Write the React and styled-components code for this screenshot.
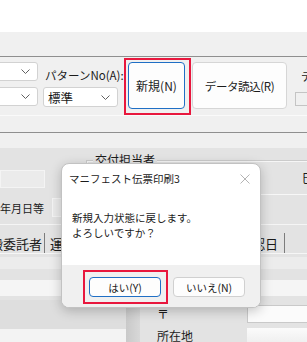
import React from "react";
import styled, { createGlobalStyle } from "styled-components";

const GlobalStyle = createGlobalStyle`
  html, body {
    margin: 0;
    padding: 0;
    background: #ffffff;
  }
  body {
    font-family: "Noto Sans CJK JP", "Noto Sans", sans-serif;
    color: #1b1b1b;
  }
`;

const Chevron = () => (
  <svg width="9" height="5" viewBox="0 0 9 5">
    <polyline points="0.5,0.5 4.5,4.5 8.5,0.5" fill="none" stroke="#606060" strokeWidth="1" />
  </svg>
);

const CloseIcon = () => (
  <svg width="10" height="10" viewBox="0 0 10 10">
    <path d="M0.5 0.5 L9.5 9.5 M9.5 0.5 L0.5 9.5" stroke="#b4b4b4" strokeWidth="1" fill="none" />
  </svg>
);

export default function App() {
  return (
    <>
      <GlobalStyle />
      <Screen>
        <TopBlank />
        <Toolbar>
          <Rule $top={24} />
          <ToolRow>
            <ComboStack $left={-44} $w={82}>
              <Combo>
                <span />
                <Chevron />
              </Combo>
              <Combo>
                <span />
                <Chevron />
              </Combo>
            </ComboStack>
            <ComboStack $left={5} $w={75}>
              <FieldLabel>パターンNo(A):</FieldLabel>
              <Combo $tall>
                <span>標準</span>
                <Chevron />
              </Combo>
            </ComboStack>
            <Highlight $left={6} $top={1} $pad="2px 4px 4px 2px">
              <ToolButton $w={57} $focus>新規(N)</ToolButton>
            </Highlight>
            <ToolButton $w={95} $left={1} $top={5} $tight>
              データ読込(R)
            </ToolButton>
            <RightStub>
              <StubLabel>テ</StubLabel>
              <StubBox />
            </RightStub>
          </ToolRow>
          <Rule $light />
          <Rule $top={16} />
        </Toolbar>

        <Form>
          <GroupBand>
            <FormField $w={45} $h={18} $top={22} />
            <GroupBox>
              <Legend>交付担当者</Legend>
              <GroupInner>
                <CutChar>巳</CutChar>
              </GroupInner>
            </GroupBox>
          </GroupBand>

          <DateBand>
            <RowLabel>年月日等</RowLabel>
            <FormField $w={30} $h={19} $left={8} />
          </DateBand>

          <TabBar>
            <Tab $cut={-10} $pad="0 2px 0 0">搬委託者</Tab>
            <Tab $pad="0 0 0 5px" $open>運搬受託者</Tab>
            <TabEnd>
              <Tab $pad="0 6px 0 0">確認日</Tab>
            </TabEnd>
          </TabBar>

          <Strip $top={3} $h={12} $tone="#ececec" />
          <Strip $top={11} $h={16} $tone="#f5f5f5" />

          <BottomRow>
            <LeftPanel>
              <PanelWhite />
            </LeftPanel>
            <Splitter />
            <AddrLabels>
              <AddrLabel>〒</AddrLabel>
              <AddrLabel>所在地</AddrLabel>
            </AddrLabels>
            <AddrFields>
              <AddrBox $h={18} />
              <AddrBox $h={16} $soft />
            </AddrFields>
          </BottomRow>
        </Form>

        <Dialog>
          <DialogTitle>
            <span>マニフェスト伝票印刷3</span>
            <CloseIcon />
          </DialogTitle>
          <DialogBody>
            <div>新規入力状態に戻します。</div>
            <div>よろしいですか？</div>
          </DialogBody>
          <DialogFooter>
            <Highlight $pad="5px 5px 5px 4px">
              <DialogButton $focus>はい(Y)</DialogButton>
            </Highlight>
            <DialogButton $left={5} $top={7}>いいえ(N)</DialogButton>
          </DialogFooter>
        </Dialog>
      </Screen>
    </>
  );
}

// styling
const Screen = styled.div`
  position: relative;
  width: 307px;
  height: 342px;
  overflow: hidden;
  display: flex;
  flex-direction: column;
  font-size: 11px;
`;

const TopBlank = styled.div`
  flex: none;
  height: 32px;
  background: #ffffff;
`;

const Toolbar = styled.div`
  flex: none;
  height: 116px;
  background: #f0f0f0;
  display: flex;
  flex-direction: column;
`;

const Rule = styled.div`
  flex: none;
  height: 1px;
  margin-top: ${(p) => p.$top || 0}px;
  background: ${(p) => (p.$light ? "#fafafa" : "#8f8f8f")};
`;

const ToolRow = styled.div`
  flex: none;
  height: 58px;
  display: flex;
  align-items: flex-start;
`;

const ComboStack = styled.div`
  flex: none;
  margin-left: ${(p) => p.$left}px;
  width: ${(p) => p.$w}px;
  padding-top: 5px;
  display: flex;
  flex-direction: column;
  gap: 6px;
`;

const Combo = styled.div`
  box-sizing: border-box;
  height: ${(p) => (p.$tall ? 20 : 19)}px;
  background: #ffffff;
  border: 1px solid #d2d2d2;
  border-radius: 3px;
  display: flex;
  align-items: center;
  justify-content: space-between;
  padding: 0 7px 0 4px;
  font-size: 12.5px;
`;

const FieldLabel = styled.div`
  height: 19px;
  margin-bottom: -6px;
  padding-top: 6px;
  padding-left: 2px;
  line-height: 14px;
  font-size: 11.5px;
  white-space: nowrap;
`;

const Highlight = styled.div`
  flex: none;
  display: flex;
  margin-left: ${(p) => p.$left || 0}px;
  margin-top: ${(p) => p.$top || 0}px;
  padding: ${(p) => p.$pad};
  border: 2px solid #e8173d;
`;

const ToolButton = styled.button`
  flex: none;
  width: ${(p) => p.$w}px;
  height: 47px;
  margin: ${(p) => p.$top || 0}px 0 0 ${(p) => p.$left || 0}px;
  padding: 0;
  background: #fdfdfd;
  border: 1px solid ${(p) => (p.$focus ? "#1f6fc5" : "#d6d6d6")};
  border-radius: 4px;
  font-family: inherit;
  font-size: ${(p) => (p.$tight ? 11.5 : 12)}px;
  letter-spacing: ${(p) => (p.$tight ? "-0.4px" : "0")};
  color: #1b1b1b;
  white-space: nowrap;
`;

const RightStub = styled.div`
  flex: none;
  margin-left: 8px;
  padding-top: 12px;
  display: flex;
  flex-direction: column;
`;

const StubLabel = styled.div`
  margin-left: 6px;
  line-height: 14px;
  font-size: 11px;
`;

const StubBox = styled.div`
  margin-top: 9px;
  width: 20px;
  height: 14px;
  box-sizing: border-box;
  border: 1px solid #c4c4c4;
  background: #f0f0f0;
`;

const Form = styled.div`
  flex: 1;
  background: #e3e3e3;
  display: flex;
  flex-direction: column;
`;

const GroupBand = styled.div`
  flex: none;
  height: 47px;
  display: flex;
  align-items: flex-start;
`;

const FormField = styled.div`
  flex: none;
  width: ${(p) => p.$w}px;
  height: ${(p) => p.$h}px;
  margin-top: ${(p) => p.$top || 0}px;
  margin-left: ${(p) => p.$left || 0}px;
  box-sizing: border-box;
  background: #ebebeb;
  border: 1px solid #f4f4f4;
`;

const GroupBox = styled.div`
  flex: 1;
  margin-left: 41px;
  margin-top: 12px;
  height: 33px;
  display: flex;
  flex-direction: column;
  border-top: 1px solid #cbcbcb;
  border-left: 1px solid #cbcbcb;
  border-bottom: 1px solid #f7f7f7;
  box-shadow: inset 1px 1px 0 #f6f6f6;
`;

const Legend = styled.span`
  align-self: flex-start;
  margin: -9px 0 0 6px;
  padding: 0 2px;
  background: #e3e3e3;
  line-height: 16px;
  font-size: 12px;
`;

const GroupInner = styled.div`
  display: flex;
  justify-content: flex-end;
  padding-top: 3px;
`;

const CutChar = styled.span`
  margin-right: -7px;
  font-size: 12px;
  line-height: 14px;
`;

const DateBand = styled.div`
  flex: none;
  height: 30px;
  display: flex;
  align-items: center;
  padding-bottom: 4px;
  box-sizing: border-box;
  border-bottom: 1px solid #f5f5f5;
`;

const RowLabel = styled.span`
  font-size: 11px;
  line-height: 14px;
  white-space: nowrap;
`;

const TabBar = styled.div`
  flex: none;
  margin-top: 8px;
  height: 20px;
  display: flex;
  align-items: stretch;
  border-bottom: 1px solid #f6f6f6;
  white-space: nowrap;
`;

const Tab = styled.div`
  display: flex;
  align-items: center;
  margin-left: ${(p) => p.$cut || 0}px;
  padding: ${(p) => p.$pad || "0"};
  border-right: ${(p) => (p.$open ? "none" : "1px solid #7c7c7c")};
  font-size: 13px;
`;

const TabEnd = styled.div`
  margin-left: auto;
  margin-right: 22px;
  display: flex;
`;

const Strip = styled.div`
  flex: none;
  margin-top: ${(p) => p.$top}px;
  height: ${(p) => p.$h}px;
  background: ${(p) => p.$tone};
`;

const BottomRow = styled.div`
  flex: 1;
  margin-top: 4px;
  display: flex;
`;

const LeftPanel = styled.div`
  flex: none;
  width: 126px;
  background: #dedede;
  display: flex;
  flex-direction: column;
  justify-content: flex-end;
`;

const PanelWhite = styled.div`
  height: 15px;
  background: #f3f3f3;
`;

const Splitter = styled.div`
  flex: none;
  width: 14px;
  background: linear-gradient(90deg, #c9c9c9, #d8d8d8);
`;

const AddrLabels = styled.div`
  flex: none;
  padding: 6px 0 0 17px;
  display: flex;
  flex-direction: column;
  gap: 7px;
`;

const AddrLabel = styled.span`
  font-size: 12px;
  line-height: 15px;
`;

const AddrFields = styled.div`
  margin-left: auto;
  width: 62px;
  margin-right: -2px;
  padding-top: 5px;
  display: flex;
  flex-direction: column;
  gap: 5px;
`;

const AddrBox = styled.div`
  height: ${(p) => p.$h}px;
  box-sizing: border-box;
  background: ${(p) =>
    p.$soft ? "linear-gradient(180deg, #fbfbfb, #eeeeee)" : "#fbfbfb"};
  border: ${(p) => (p.$soft ? "none" : "1px solid #c9c9c9")};
`;

const Dialog = styled.div`
  position: absolute;
  left: 61px;
  top: 163px;
  width: 200px;
  height: 145px;
  box-sizing: border-box;
  background: #ffffff;
  border: 1px solid #c2c2c2;
  border-radius: 8px;
  box-shadow: 0 3px 12px rgba(0, 0, 0, 0.22);
  overflow: hidden;
  display: flex;
  flex-direction: column;
  font-size: 10.5px;
`;

const DialogTitle = styled.div`
  flex: none;
  height: 29px;
  padding: 0 10px 0 7px;
  display: flex;
  align-items: center;
  justify-content: space-between;
  white-space: nowrap;
`;

const DialogBody = styled.div`
  flex: none;
  height: 72px;
  box-sizing: border-box;
  padding: 17px 0 0 10px;
  line-height: 15px;
`;

const DialogFooter = styled.div`
  flex: 1;
  background: #f0f0f0;
  display: flex;
  align-items: flex-start;
  padding: 5px 0 0 21px;
`;

const DialogButton = styled.button`
  flex: none;
  width: 72px;
  height: 20px;
  margin: ${(p) => p.$top || 0}px 0 0 ${(p) => p.$left || 0}px;
  padding: 0;
  background: #fdfdfd;
  border: 1px solid ${(p) => (p.$focus ? "#1f6fc5" : "#d0d0d0")};
  border-radius: 4px;
  font-family: inherit;
  font-size: 10.5px;
  color: #1b1b1b;
  white-space: nowrap;
`;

» **Stated task**
Which lines contain "components"? Copy each of them.

» **The completed task**
Write the React and styled-components code for this screenshot.
import styled, { createGlobalStyle } from "styled-components";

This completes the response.